■ Source data ■
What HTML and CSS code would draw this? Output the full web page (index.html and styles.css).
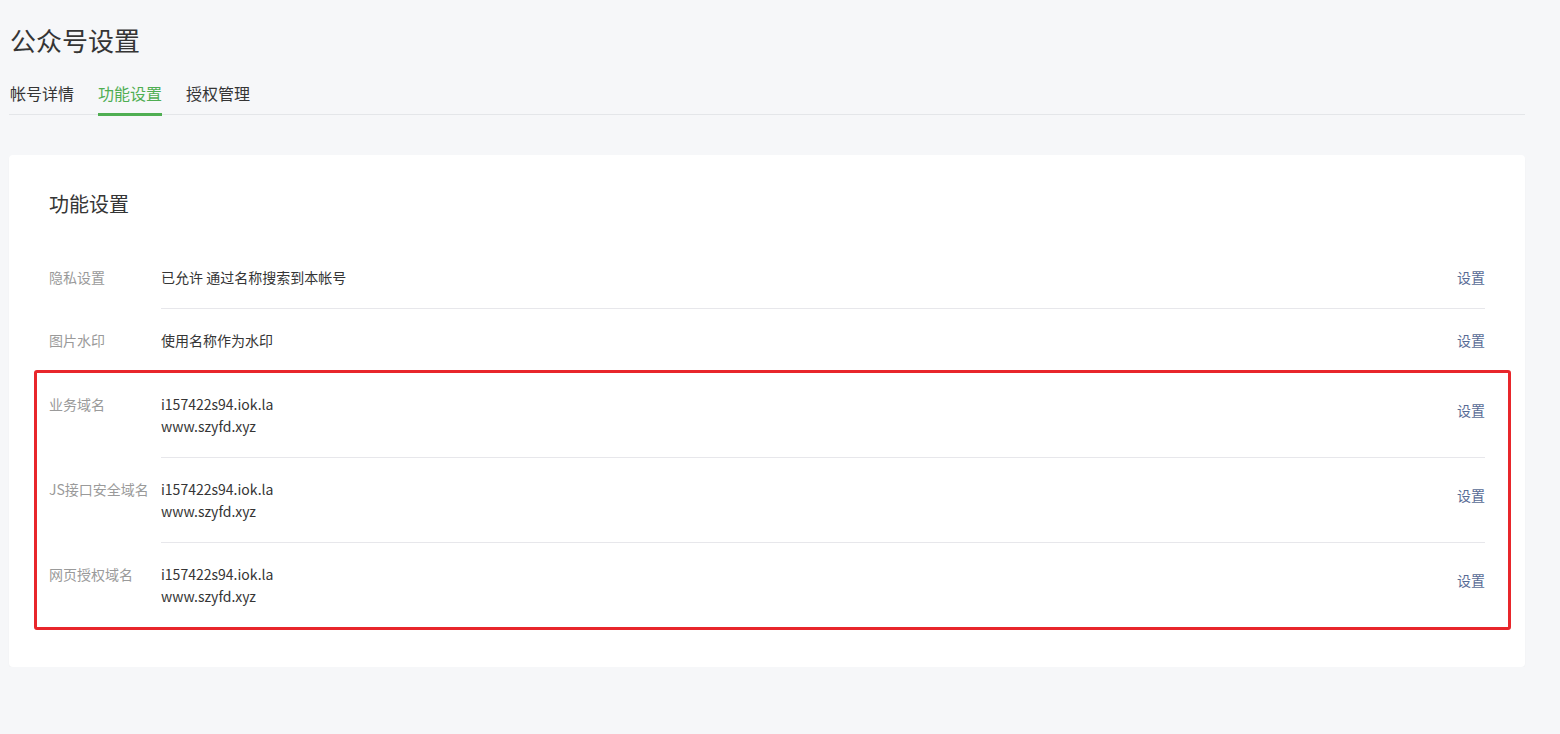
FILE: index.html
```html
<!DOCTYPE html>
<html lang="zh-CN">
<head>
    <meta charset="UTF-8">
    <meta name="viewport" content="width=device-width, initial-scale=1.0">
    <title>公众号设置</title>
    <link rel="stylesheet" href="styles.css">
</head>
<body>
    <div class="page">
        <h1 class="page-title">公众号设置</h1>
        <div class="tabs">
            <a class="tab">帐号详情</a>
            <a class="tab active">功能设置</a>
            <a class="tab">授权管理</a>
        </div>

        <div class="card">
            <h2 class="card-title">功能设置</h2>

            <div class="row">
                <div class="label">隐私设置</div>
                <div class="body">
                    <div class="value">已允许 通过名称搜索到本帐号</div>
                    <a class="link">设置</a>
                </div>
            </div>
            <div class="row">
                <div class="label">图片水印</div>
                <div class="body no-line">
                    <div class="value">使用名称作为水印</div>
                    <a class="link">设置</a>
                </div>
            </div>

            <div class="highlight">
                <div class="row multi">
                    <div class="label">业务域名</div>
                    <div class="body">
                        <div class="value">i157422s94.iok.la<br>www.szyfd.xyz</div>
                        <a class="link">设置</a>
                    </div>
                </div>
                <div class="row multi">
                    <div class="label">JS接口安全域名</div>
                    <div class="body">
                        <div class="value">i157422s94.iok.la<br>www.szyfd.xyz</div>
                        <a class="link">设置</a>
                    </div>
                </div>
                <div class="row multi">
                    <div class="label">网页授权域名</div>
                    <div class="body no-line">
                        <div class="value">i157422s94.iok.la<br>www.szyfd.xyz</div>
                        <a class="link">设置</a>
                    </div>
                </div>
            </div>
        </div>
    </div>
</body>
</html>
```

FILE: styles.css
```css
body {
    margin: 0;
    background-color: #f6f7f9;
    color: #353535;
    font-family: "Microsoft YaHei", "Noto Sans CJK SC", sans-serif;
    font-size: 14px;
}
.page {
    width: 1516px;
    margin-left: 9px;
}
.page-title {
    margin: 20px 0 0 1px;
    font-size: 26px;
    font-weight: normal;
    line-height: 40px;
}
.tabs {
    display: flex;
    gap: 24px;
    margin-top: 21px;
    padding-left: 1px;
    border-bottom: 1px solid #e4e6e9;
}
.tab {
    font-size: 16px;
    line-height: 24px;
    padding-bottom: 8px;
    border-bottom: 3px solid transparent;
    margin-bottom: -2px;
    cursor: pointer;
}
.tab.active {
    color: #4fae52;
    border-bottom-color: #4fae52;
}
.card {
    margin-top: 40px;
    background-color: #fff;
    border-radius: 4px;
    box-shadow: 0 1px 2px rgba(0, 0, 0, 0.03);
    padding: 34px 40px 37px;
}
.card-title {
    margin: 0 0 27px;
    font-size: 20px;
    font-weight: normal;
    line-height: 30px;
}
.row {
    display: flex;
    line-height: 22px;
}
.label {
    width: 112px;
    flex-shrink: 0;
    padding-top: 20px;
    color: #9a9a9a;
    white-space: nowrap;
}
.body {
    flex: 1;
    display: flex;
    justify-content: space-between;
    align-items: flex-start;
    padding: 20px 0;
    border-bottom: 1px solid #e7e7eb;
}
.body.no-line {
    border-bottom: none;
}
.link {
    color: #576b95;
    cursor: pointer;
}
.multi .link {
    padding-top: 6px;
}
.highlight {
    margin: -1px -26px 0 -15px;
    padding: 0 23px 0 12px;
    border: 3px solid #e8262b;
    border-radius: 3px;
}
```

■ Problem to work on ■
All the material shown above is to be copied exactly, with no pictures carried over.

■ Exercise result ■
What HTML and CSS code would draw this? Output the full web page (index.html and styles.css).
FILE: index.html
```html
<!DOCTYPE html>
<html lang="zh-CN">
<head>
    <meta charset="UTF-8">
    <meta name="viewport" content="width=device-width, initial-scale=1.0">
    <title>公众号设置</title>
    <link rel="stylesheet" href="styles.css">
</head>
<body>
    <div class="page">
        <h1 class="page-title">公众号设置</h1>
        <div class="tabs">
            <a class="tab">帐号详情</a>
            <a class="tab active">功能设置</a>
            <a class="tab">授权管理</a>
        </div>

        <div class="card">
            <h2 class="card-title">功能设置</h2>

            <div class="row">
                <div class="label">隐私设置</div>
                <div class="body">
                    <div class="value">已允许 通过名称搜索到本帐号</div>
                    <a class="link">设置</a>
                </div>
            </div>
            <div class="row">
                <div class="label">图片水印</div>
                <div class="body no-line">
                    <div class="value">使用名称作为水印</div>
                    <a class="link">设置</a>
                </div>
            </div>

            <div class="highlight">
                <div class="row multi">
                    <div class="label">业务域名</div>
                    <div class="body">
                        <div class="value">i157422s94.iok.la<br>www.szyfd.xyz</div>
                        <a class="link">设置</a>
                    </div>
                </div>
                <div class="row multi">
                    <div class="label">JS接口安全域名</div>
                    <div class="body">
                        <div class="value">i157422s94.iok.la<br>www.szyfd.xyz</div>
                        <a class="link">设置</a>
                    </div>
                </div>
                <div class="row multi">
                    <div class="label">网页授权域名</div>
                    <div class="body no-line">
                        <div class="value">i157422s94.iok.la<br>www.szyfd.xyz</div>
                        <a class="link">设置</a>
                    </div>
                </div>
            </div>
        </div>
    </div>
</body>
</html>
```

FILE: styles.css
```css
body {
    margin: 0;
    background-color: #f6f7f9;
    color: #353535;
    font-family: "Microsoft YaHei", "Noto Sans CJK SC", sans-serif;
    font-size: 14px;
}
.page {
    width: 1516px;
    margin-left: 9px;
}
.page-title {
    margin: 20px 0 0 1px;
    font-size: 26px;
    font-weight: normal;
    line-height: 40px;
}
.tabs {
    display: flex;
    gap: 24px;
    margin-top: 21px;
    padding-left: 1px;
    border-bottom: 1px solid #e4e6e9;
}
.tab {
    font-size: 16px;
    line-height: 24px;
    padding-bottom: 8px;
    border-bottom: 3px solid transparent;
    margin-bottom: -2px;
    cursor: pointer;
}
.tab.active {
    color: #4fae52;
    border-bottom-color: #4fae52;
}
.card {
    margin-top: 40px;
    background-color: #fff;
    border-radius: 4px;
    box-shadow: 0 1px 2px rgba(0, 0, 0, 0.03);
    padding: 34px 40px 37px;
}
.card-title {
    margin: 0 0 27px;
    font-size: 20px;
    font-weight: normal;
    line-height: 30px;
}
.row {
    display: flex;
    line-height: 22px;
}
.label {
    width: 112px;
    flex-shrink: 0;
    padding-top: 20px;
    color: #9a9a9a;
    white-space: nowrap;
}
.body {
    flex: 1;
    display: flex;
    justify-content: space-between;
    align-items: flex-start;
    padding: 20px 0;
    border-bottom: 1px solid #e7e7eb;
}
.body.no-line {
    border-bottom: none;
}
.link {
    color: #576b95;
    cursor: pointer;
}
.multi .link {
    padding-top: 6px;
}
.highlight {
    margin: -1px -26px 0 -15px;
    padding: 0 23px 0 12px;
    border: 3px solid #e8262b;
    border-radius: 3px;
}
```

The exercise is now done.